On your left, at this gate, you’re standing on ground that once worked a lot harder than it looks. For sixty-three years, this was the yard of the George Inn, Thomas Hobson’s base on Trumpington Street... the busiest carrier yard in Cambridge. From here, wagons set out regularly for London, heading by way of Ware to the Bull at Bishopsgate, a three-day run each way, hauling mail, parcels, books, students’ letters home, and sometimes the students themselves.
Hobson inherited the business in fifteen sixty-eight and kept a stable of about forty horses, far more than the post required, because Cambridge scholars always wanted to hire a mount. His rule was beautifully blunt: you took the horse next to the stable door, or none at all. There it is... Hobson’s choice. Not freedom, exactly. More a well-organized lack of options.
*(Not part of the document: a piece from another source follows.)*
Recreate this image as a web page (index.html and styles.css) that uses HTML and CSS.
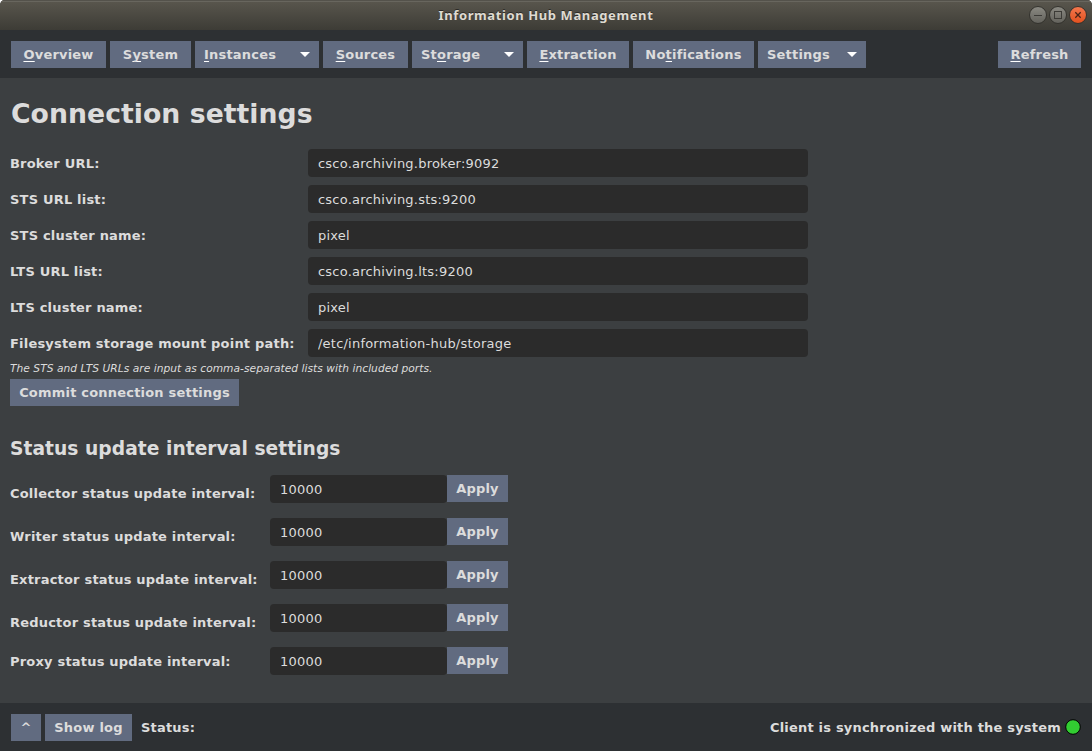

His business survived a near-century of plague, weather, and the worst potholes the road to Ware could offer - until the great plague of sixteen thirty grounded him, and the carts stopped for good. You'll have heard the rest of his story walking up here.
The college behind the gate came earlier, founded in fourteen seventy-three by Robert Wodelarke, but this Main Court rose later, between sixteen seventy-three and seventeen oh four, after older buildings came down.
Walk a couple of minutes south down Trumpington Street. On your right, look for the Tudor-Gothic building with battlements and a lattice oriel - a little projecting window - above the door: the Pitt Building.